I don’t want him to care about any of that. I just want him to help. I want him to just want to help. I want that to be enough for him. Because that’s the ideal... the ideal for all of us:
Help out. Do your best to make things better because it’s the right thing to do, and not worry about getting the credit and/or what it all means for you. Get over yourself; it’s not about you.
This should be the goal, for all of us always, when dealing with other people at low points or just flat out in need. And yea, we’re barely going to hit it and, even when we do, it will rarely be flush. But the solution to that should absolutely never be to lower the bar to match our own resignations about ourselves; it should be to try harder.

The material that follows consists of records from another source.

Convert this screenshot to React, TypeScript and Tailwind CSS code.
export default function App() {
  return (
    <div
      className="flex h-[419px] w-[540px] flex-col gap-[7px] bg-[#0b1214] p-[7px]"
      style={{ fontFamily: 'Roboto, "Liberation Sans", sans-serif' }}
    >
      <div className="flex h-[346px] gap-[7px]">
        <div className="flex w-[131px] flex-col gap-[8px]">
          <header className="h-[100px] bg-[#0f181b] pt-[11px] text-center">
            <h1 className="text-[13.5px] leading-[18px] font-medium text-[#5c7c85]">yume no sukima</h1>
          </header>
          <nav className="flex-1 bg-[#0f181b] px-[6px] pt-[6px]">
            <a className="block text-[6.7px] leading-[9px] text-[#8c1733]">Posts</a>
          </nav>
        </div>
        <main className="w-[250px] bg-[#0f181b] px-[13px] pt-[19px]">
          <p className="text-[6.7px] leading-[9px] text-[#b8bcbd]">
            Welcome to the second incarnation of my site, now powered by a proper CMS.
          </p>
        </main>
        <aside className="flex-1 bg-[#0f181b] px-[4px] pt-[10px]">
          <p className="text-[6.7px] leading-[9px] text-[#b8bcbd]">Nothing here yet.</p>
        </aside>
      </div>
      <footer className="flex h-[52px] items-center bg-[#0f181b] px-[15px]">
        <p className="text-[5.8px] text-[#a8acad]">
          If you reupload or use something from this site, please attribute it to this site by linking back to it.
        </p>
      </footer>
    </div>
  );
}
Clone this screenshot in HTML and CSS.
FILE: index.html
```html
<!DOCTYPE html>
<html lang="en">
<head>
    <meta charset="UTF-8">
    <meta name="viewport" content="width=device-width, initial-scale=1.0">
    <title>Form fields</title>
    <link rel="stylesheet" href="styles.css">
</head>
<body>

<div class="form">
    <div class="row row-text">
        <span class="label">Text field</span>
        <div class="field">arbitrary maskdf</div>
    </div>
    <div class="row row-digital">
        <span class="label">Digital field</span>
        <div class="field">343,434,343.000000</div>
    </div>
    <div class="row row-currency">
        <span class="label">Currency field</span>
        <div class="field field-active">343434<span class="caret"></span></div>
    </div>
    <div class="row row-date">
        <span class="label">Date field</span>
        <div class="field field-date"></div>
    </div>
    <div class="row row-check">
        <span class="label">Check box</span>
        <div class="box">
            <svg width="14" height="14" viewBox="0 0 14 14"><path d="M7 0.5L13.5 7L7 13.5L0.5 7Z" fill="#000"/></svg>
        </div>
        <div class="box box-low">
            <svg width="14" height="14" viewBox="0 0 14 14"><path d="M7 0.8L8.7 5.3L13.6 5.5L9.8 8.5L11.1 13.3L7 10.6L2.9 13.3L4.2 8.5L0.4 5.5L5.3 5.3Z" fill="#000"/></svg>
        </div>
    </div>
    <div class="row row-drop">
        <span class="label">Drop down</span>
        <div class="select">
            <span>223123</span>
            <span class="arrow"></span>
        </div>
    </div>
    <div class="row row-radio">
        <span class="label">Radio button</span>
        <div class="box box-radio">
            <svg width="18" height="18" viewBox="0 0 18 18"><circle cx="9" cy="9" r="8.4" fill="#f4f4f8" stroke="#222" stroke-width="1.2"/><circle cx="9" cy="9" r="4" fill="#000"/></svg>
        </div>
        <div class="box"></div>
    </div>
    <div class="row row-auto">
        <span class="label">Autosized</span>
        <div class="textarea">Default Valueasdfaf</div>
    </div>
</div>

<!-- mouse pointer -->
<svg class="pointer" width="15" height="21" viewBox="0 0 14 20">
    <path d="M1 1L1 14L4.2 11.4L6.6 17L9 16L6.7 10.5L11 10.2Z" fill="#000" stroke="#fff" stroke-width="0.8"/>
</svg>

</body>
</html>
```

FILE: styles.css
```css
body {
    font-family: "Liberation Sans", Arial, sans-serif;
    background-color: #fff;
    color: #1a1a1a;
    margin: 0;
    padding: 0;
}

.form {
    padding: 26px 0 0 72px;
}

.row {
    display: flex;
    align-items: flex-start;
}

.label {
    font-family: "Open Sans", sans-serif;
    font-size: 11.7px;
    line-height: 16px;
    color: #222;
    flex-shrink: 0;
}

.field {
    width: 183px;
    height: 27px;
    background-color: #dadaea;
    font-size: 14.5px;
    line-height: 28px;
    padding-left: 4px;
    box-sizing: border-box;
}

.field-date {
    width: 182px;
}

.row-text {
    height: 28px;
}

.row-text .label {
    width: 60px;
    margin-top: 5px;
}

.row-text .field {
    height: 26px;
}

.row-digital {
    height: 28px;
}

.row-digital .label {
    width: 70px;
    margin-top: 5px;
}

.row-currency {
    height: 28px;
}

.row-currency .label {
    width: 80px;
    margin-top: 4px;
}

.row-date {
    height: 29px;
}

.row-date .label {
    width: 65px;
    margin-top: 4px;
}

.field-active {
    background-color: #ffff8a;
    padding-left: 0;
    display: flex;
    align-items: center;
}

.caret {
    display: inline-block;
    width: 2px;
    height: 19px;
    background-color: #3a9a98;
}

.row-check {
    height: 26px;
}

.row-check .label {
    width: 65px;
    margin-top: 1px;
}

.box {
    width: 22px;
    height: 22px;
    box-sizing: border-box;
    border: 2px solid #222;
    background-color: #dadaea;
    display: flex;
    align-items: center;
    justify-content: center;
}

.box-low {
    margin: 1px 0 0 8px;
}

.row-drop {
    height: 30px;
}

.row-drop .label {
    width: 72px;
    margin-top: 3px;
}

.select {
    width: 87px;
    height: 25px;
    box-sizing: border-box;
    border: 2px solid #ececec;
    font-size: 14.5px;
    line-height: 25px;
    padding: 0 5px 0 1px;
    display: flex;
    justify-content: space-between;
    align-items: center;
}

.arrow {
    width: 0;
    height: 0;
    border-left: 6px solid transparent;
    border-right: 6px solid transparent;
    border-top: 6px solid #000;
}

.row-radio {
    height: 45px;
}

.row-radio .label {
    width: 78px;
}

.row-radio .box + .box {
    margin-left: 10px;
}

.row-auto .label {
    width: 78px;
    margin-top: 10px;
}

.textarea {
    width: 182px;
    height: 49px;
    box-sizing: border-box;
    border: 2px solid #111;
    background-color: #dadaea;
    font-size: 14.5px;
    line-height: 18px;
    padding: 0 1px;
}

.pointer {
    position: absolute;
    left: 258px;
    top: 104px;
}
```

It should be to try. It should be to try to be the ideal - even if we only reach it for a moment, once in our lives, with just one other person. Superman needs to hold down that corner, so we can have our target. He should be right there, where he’s always been for us: Up in the sky, with a bright blue suit, flowing red cape, and a giant “S” on his chest for all to see. His presence in our personal and cultural psyche should make us aspire to fly up there with him.
He shouldn’t come down to us. We have enough people already on that particular case.